# [PROBLEM DESCRIPTION]
Show every line where "styles" occurs.

# [Records from a collection]
— START —

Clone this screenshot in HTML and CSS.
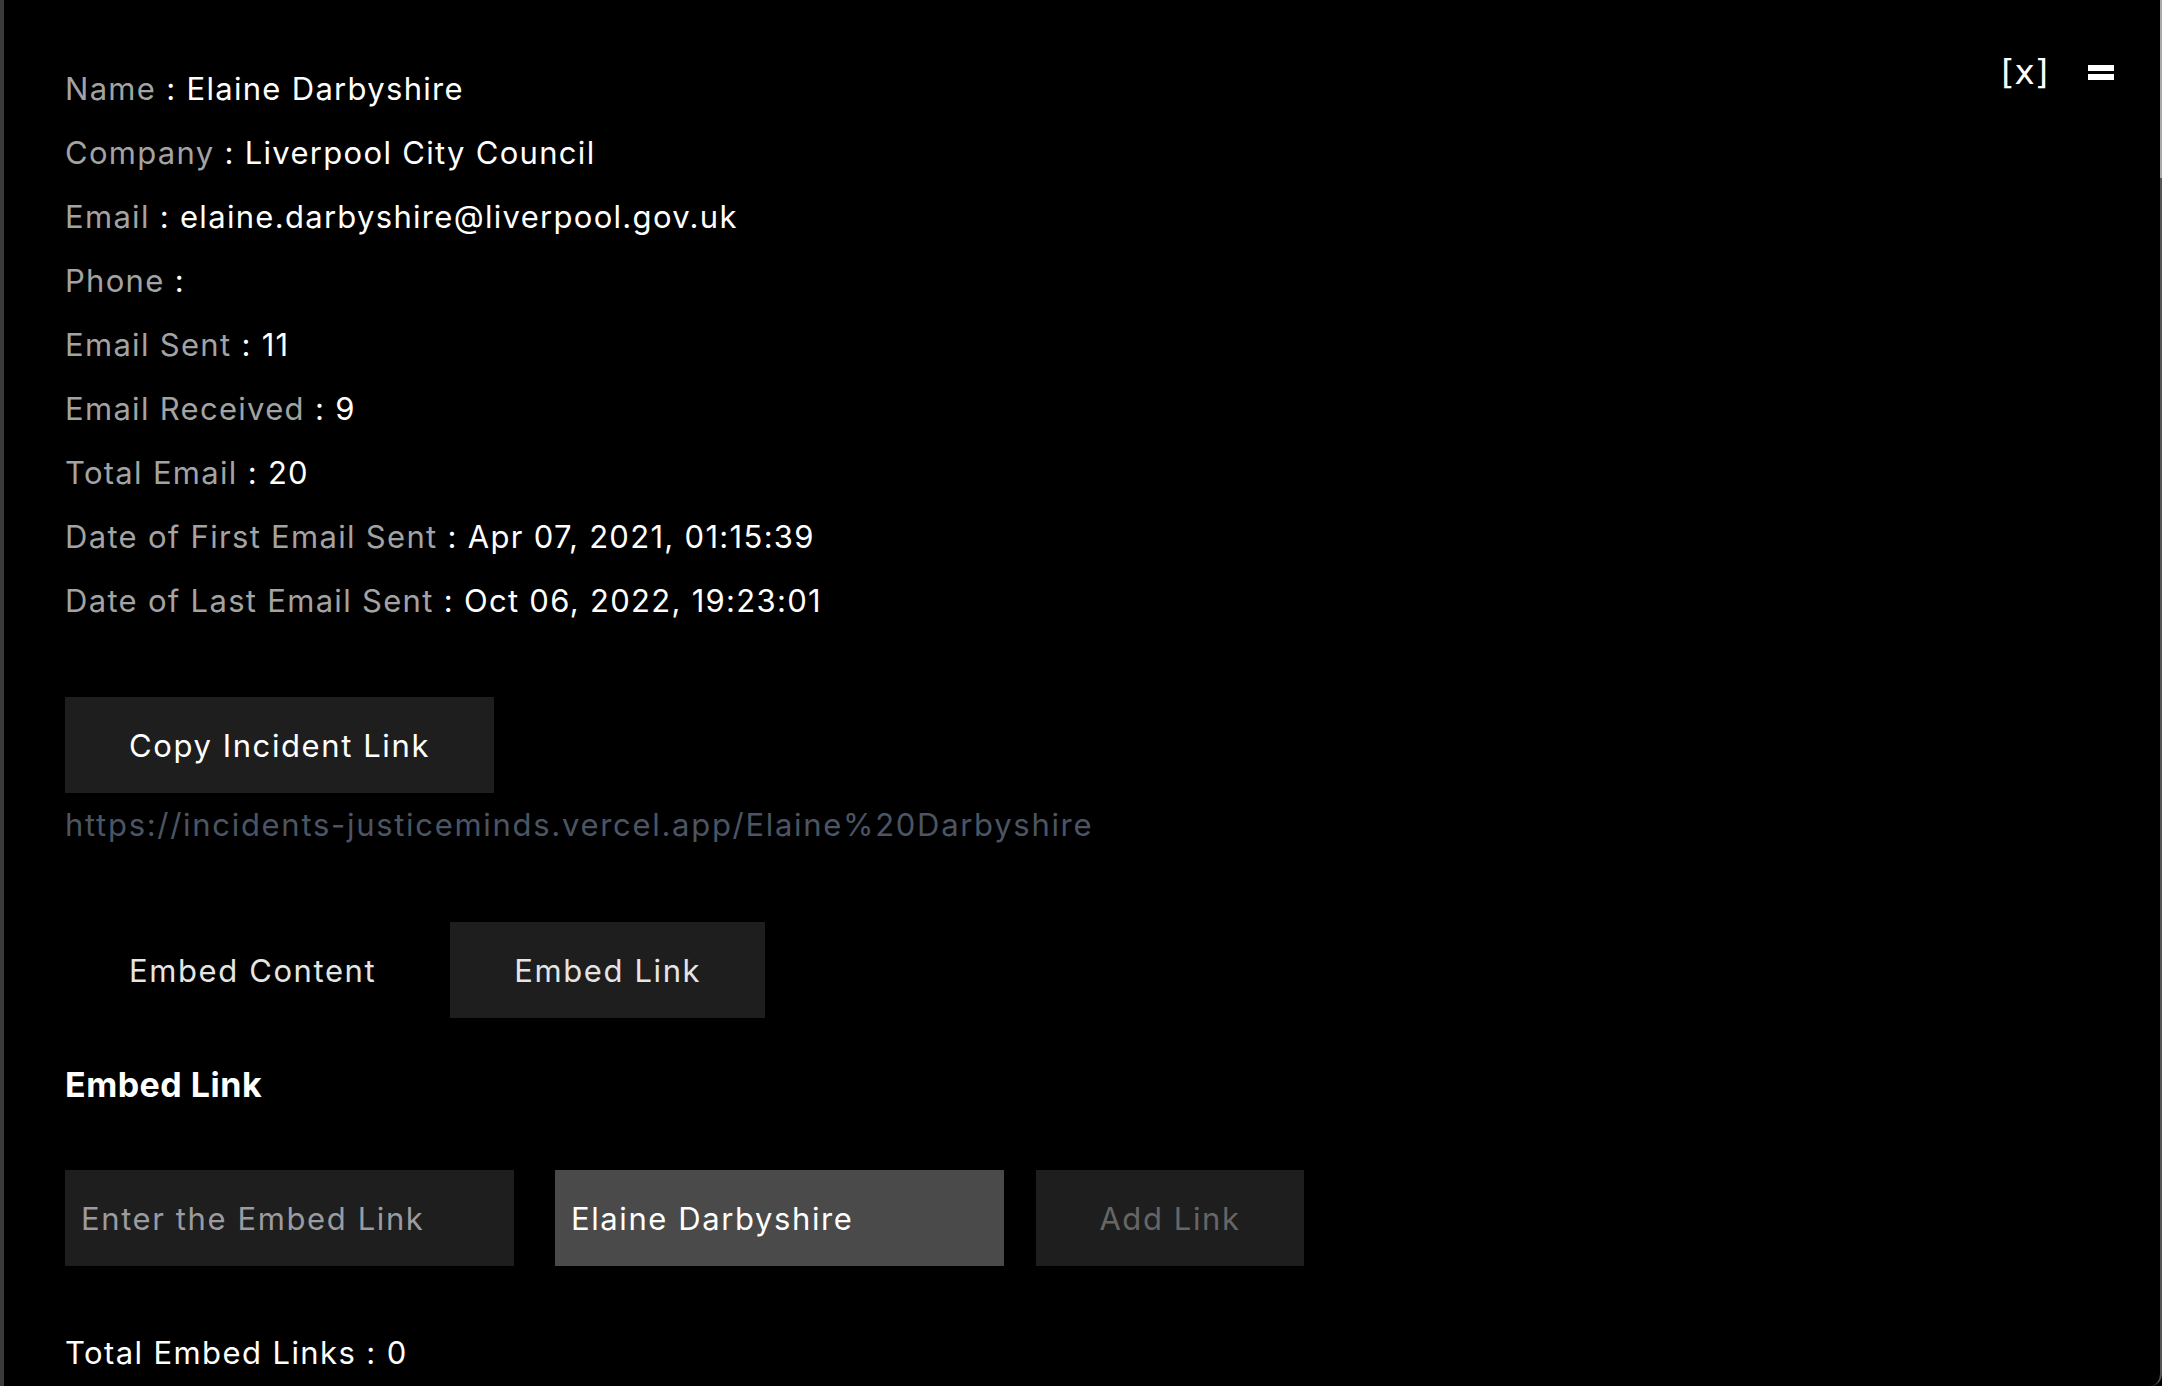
FILE: index.html
```html
<!DOCTYPE html>
<html lang="en">
<head>
    <meta charset="UTF-8">
    <meta name="viewport" content="width=device-width, initial-scale=1.0">
    <title>Elaine Darbyshire</title>
    <link rel="stylesheet" href="styles.css">
</head>
<body>
    <div id="panel">
        <div class="scroll-thumb"></div>
        <div class="panel-top">
            <div id="details">
                <p class="row"><span class="label">Name</span> : Elaine Darbyshire</p>
                <p class="row"><span class="label">Company</span> : Liverpool City Council</p>
                <p class="row"><span class="label">Email</span> : elaine.darbyshire@liverpool.gov.uk</p>
                <p class="row"><span class="label">Phone</span> : </p>
                <p class="row"><span class="label">Email Sent</span> : 11</p>
                <p class="row"><span class="label">Email Received</span> : 9</p>
                <p class="row"><span class="label">Total Email</span> : 20</p>
                <p class="row"><span class="label">Date of First Email Sent</span> : Apr 07, 2021, 01:15:39</p>
                <p class="row"><span class="label">Date of Last Email Sent</span> : Oct 06, 2022, 19:23:01</p>
            </div>
            <div class="panel-actions">
                <button class="icon-btn close-btn">[x]</button>
                <button class="icon-btn menu-btn"><span></span><span></span></button>
            </div>
        </div>

        <button id="copy-link" class="dark-btn">Copy Incident Link</button>
        <p class="incident-url">https://incidents-justiceminds.vercel.app/Elaine%20Darbyshire</p>

        <div class="tabs">
            <button class="tab">Embed Content</button>
            <button class="tab active">Embed Link</button>
        </div>

        <h3 class="section-title">Embed Link</h3>

        <div class="embed-form">
            <input type="text" class="embed-input" placeholder="Enter the Embed Link">
            <input type="text" class="embed-input name-input" value="Elaine Darbyshire">
            <button class="dark-btn add-btn">Add Link</button>
        </div>

        <p class="total">Total Embed Links : 0</p>
    </div>
</body>
</html>
```

FILE: styles.css
```css
body {
    margin: 0;
    background: #000;
    color: #fff;
    font-family: Inter, "Noto Sans", sans-serif;
    letter-spacing: 1.6px;
    height: 1386px;
    overflow: hidden;
}
#panel {
    position: relative;
    box-sizing: border-box;
    height: 1386px;
    border-left: 4px solid #3a3a3a;
    border-right: 2px solid #555;
    border-bottom-right-radius: 12px;
    padding: 57px 0 0 61px;
    font-size: 31px;
}
.scroll-thumb {
    position: absolute;
    top: 0;
    right: -2px;
    width: 2px;
    height: 178px;
    background: #aaa;
}
.panel-top {
    display: flex;
    justify-content: space-between;
    align-items: flex-start;
}
.row {
    margin: 0;
    line-height: 64px;
    letter-spacing: 1.3px;
    color: #fff;
}
.label {
    color: #a3a3a3;
}
.panel-actions {
    display: flex;
    align-items: center;
    gap: 40px;
    margin-right: 46px;
    margin-top: -1px;
}
.icon-btn {
    background: none;
    border: none;
    color: #fff;
    padding: 0;
    cursor: pointer;
    letter-spacing: 0;
    font-family: "DejaVu Sans", sans-serif;
}
.close-btn {
    font-size: 34px;
    line-height: 32px;
}
.menu-btn {
    display: flex;
    flex-direction: column;
    gap: 3px;
}
.menu-btn span {
    display: block;
    width: 26px;
    height: 6px;
    background: #fff;
}
.dark-btn {
    background: #1e1e1e;
    color: #fff;
    border: none;
    font-family: inherit;
    font-size: 31px;
    letter-spacing: inherit;
    cursor: pointer;
}
#copy-link {
    display: block;
    margin-top: 64px;
    height: 96px;
    padding: 0 64px;
}
.incident-url {
    margin: 0;
    line-height: 64px;
    letter-spacing: 1.7px;
    color: #4b5563;
}
.tabs {
    display: flex;
    gap: 10px;
    margin-top: 65px;
}
.tab {
    height: 96px;
    padding: 0 64px;
    background: none;
    border: none;
    color: #e5e5e5;
    font-family: inherit;
    font-size: 31px;
    letter-spacing: inherit;
    cursor: pointer;
}
.tab.active {
    background: #1e1e1e;
}
.section-title {
    margin: 35px 0 0;
    font-size: 34px;
    font-weight: 700;
    letter-spacing: 0.5px;
    line-height: 64px;
}
.embed-form {
    display: flex;
    align-items: center;
    margin-top: 53px;
}
.embed-input {
    box-sizing: border-box;
    width: 449px;
    height: 96px;
    padding: 0 16px;
    border: none;
    outline: none;
    background: #1e1e1e;
    color: #fff;
    font-family: inherit;
    font-size: 31px;
    letter-spacing: inherit;
}
.embed-input::placeholder {
    color: #9b9ba0;
}
.name-input {
    margin-left: 41px;
    background: #4a4a4a;
}
.add-btn {
    width: 268px;
    height: 96px;
    margin-left: 32px;
    color: #666;
}
.total {
    margin: 55px 0 0;
    line-height: 64px;
    letter-spacing: 1.4px;
}
```
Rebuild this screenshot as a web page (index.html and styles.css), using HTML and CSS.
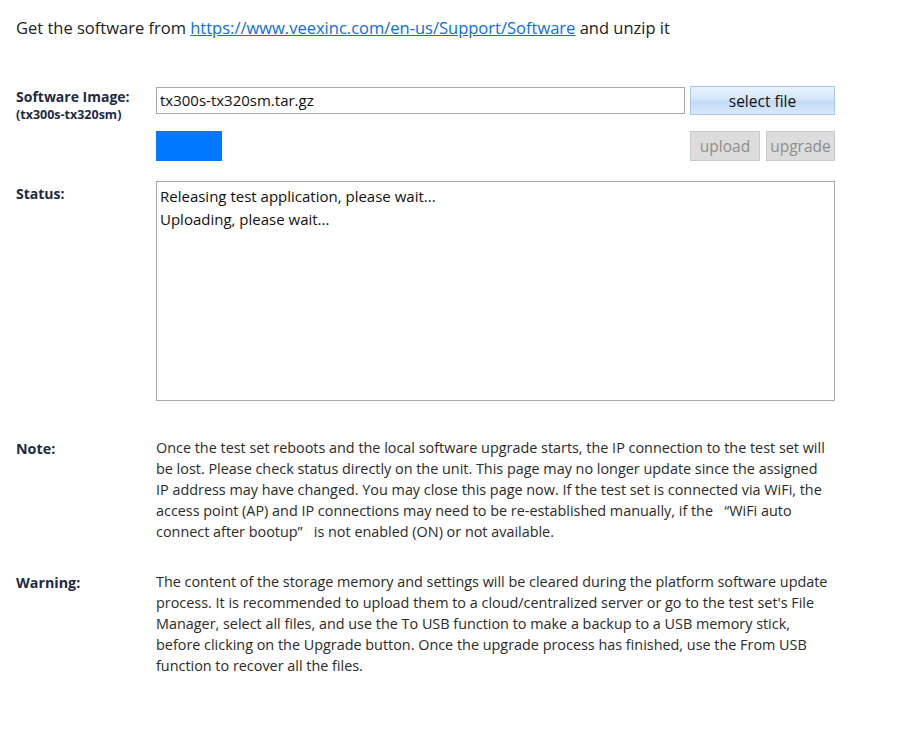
FILE: index.html
```html
<!DOCTYPE html>
<html>
<head>
<meta charset="utf-8">
<link rel="stylesheet" href="styles.css">
</head>
<body>
<div class="page">
  <p class="intro">Get the software from <a href="#">https://www.veexinc.com/en-us/Support/Software</a> and unzip it</p>

  <div class="row row-image">
    <div class="label">Software Image:<div class="sub">(tx300s-tx320sm)</div></div>
    <div class="field">
      <div class="file-line">
        <div class="input">tx300s-tx320sm.tar.gz</div>
        <button class="btn-select">select file</button>
      </div>
      <div class="action-line">
        <div class="progress"></div>
        <div class="actions">
          <button class="btn-dis btn-upload">upload</button>
          <button class="btn-dis btn-upgrade">upgrade</button>
        </div>
      </div>
    </div>
  </div>

  <div class="row row-status">
    <div class="label">Status:</div>
    <div class="status">Releasing test application, please wait...<br>Uploading, please wait...</div>
  </div>

  <div class="row row-note">
    <div class="label">Note:</div>
    <div class="text">Once the test set reboots and the local software upgrade starts, the IP connection to the test set will<br>be lost. Please check status directly on the unit. This page may no longer update since the assigned<br>IP address may have changed. You may close this page now. If the test set is connected via WiFi, the<br>access point (AP) and IP connections may need to be re-established manually, if the &nbsp;&nbsp;“WiFi auto<br>connect after bootup” &nbsp;&nbsp;is not enabled (ON) or not available.</div>
  </div>

  <div class="row row-warning">
    <div class="label">Warning:</div>
    <div class="text">The content of the storage memory and settings will be cleared during the platform software update<br>process. It is recommended to upload them to a cloud/centralized server or go to the test set's File<br>Manager, select all files, and use the To USB function to make a backup to a USB memory stick,<br>before clicking on the Upgrade button. Once the upgrade process has finished, use the From USB<br>function to recover all the files.</div>
  </div>
</div>
</body>
</html>
```

FILE: styles.css
```css
* { box-sizing: border-box; }
body {
  margin: 0;
  background: #fff;
  font-family: "Open Sans", "Noto Sans", sans-serif;
  color: #222;
}
.page {
  padding: 0 0 0 16px;
  width: 900px;
}
.intro {
  margin: 0;
  padding-top: 16px;
  font-size: 16.5px;
  line-height: 24px;
  color: #222;
  white-space: nowrap;
}
.intro a { color: #0a6ee8; text-decoration: underline; }

.row {
  display: flex;
}
.label {
  width: 140px;
  flex: none;
  font-weight: 700;
  font-size: 14px;
  color: #1d2b44;
}
.label .sub {
  font-size: 12.5px;
  line-height: 15px;
  margin-top: 1px;
}
.row-image { margin-top: 46px; }
.row-image .label { padding-top: 2px; line-height: 18px; }
.field { width: 679px; flex: none; }
.file-line { display: flex; gap: 5px; align-items: flex-start; }
.input {
  width: 529px;
  height: 27px;
  margin-top: 1px;
  border: 1px solid #a8a8a8;
  font-size: 15px;
  line-height: 24px;
  padding-left: 3px;
  color: #111;
}
.btn-select {
  width: 145px;
  height: 29px;
  border: 1px solid #a7c6ec;
  background: linear-gradient(#eaf3fd 0%, #d4e6fb 45%, #c3dbf8 55%, #d8e8fb 100%);
  font-family: inherit;
  font-size: 15.5px;
  color: #111;
  padding: 0;
}
.action-line {
  display: flex;
  justify-content: space-between;
  margin-top: 16px;
}
.progress {
  width: 66px;
  height: 30px;
  background: #0078ff;
}
.actions { display: flex; gap: 6px; }
.btn-dis {
  height: 30px;
  background: #dcdcdc;
  border: 1px solid #c9c9c9;
  color: #8e8e8e;
  font-family: inherit;
  font-size: 15.5px;
  padding: 0;
}
.btn-upload { width: 70px; }
.btn-upgrade { width: 69px; }

.row-status { margin-top: 20px; }
.row-status .label { padding-top: 3px; }
.status {
  width: 679px;
  height: 220px;
  border: 1px solid #a8a8a8;
  padding: 3px 3px;
  font-size: 15px;
  line-height: 23px;
  color: #111;
}

.row-note { margin-top: 36px; }
.row-warning { margin-top: 29px; }
.row-note .label, .row-warning .label { padding-top: 2px; font-size: 14.3px; }
.text {
  width: 720px;
  font-size: 14.4px;
  line-height: 21px;
  color: #2b2b2b;
  white-space: nowrap;
}
```
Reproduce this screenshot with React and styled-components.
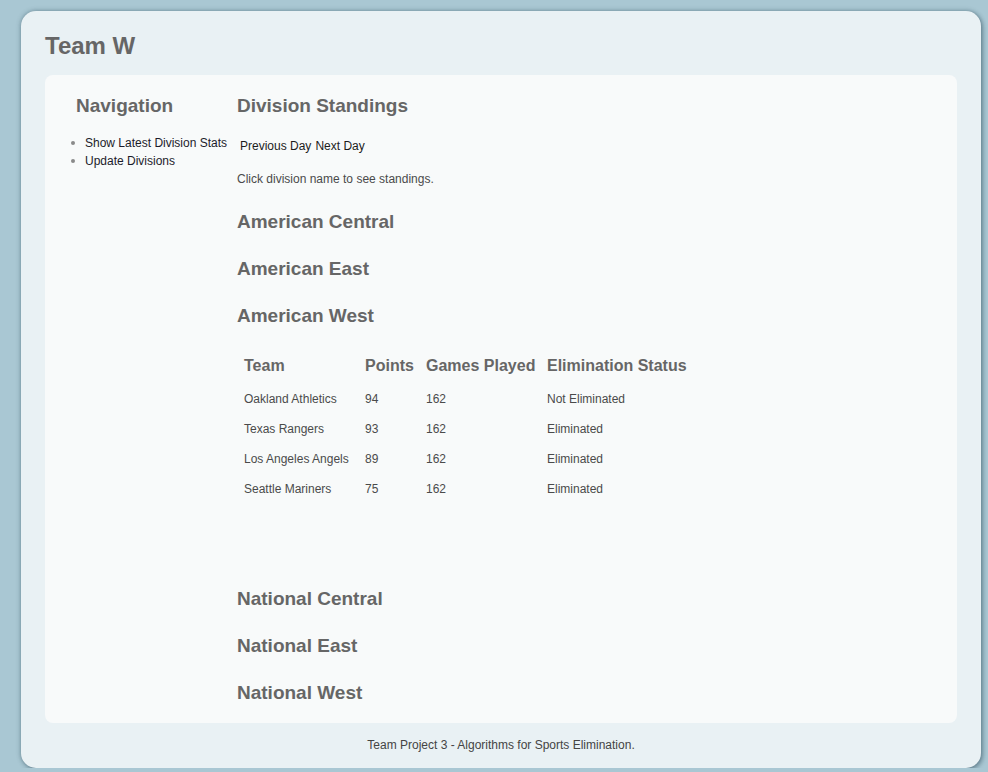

— END —

# [FULL RESPONSE]
    <link rel="stylesheet" href="styles.css">
FILE: styles.css
Rebuild this screenshot as a web page (index.html and styles.css), using HTML and CSS.
<link rel="stylesheet" href="styles.css">
FILE: styles.css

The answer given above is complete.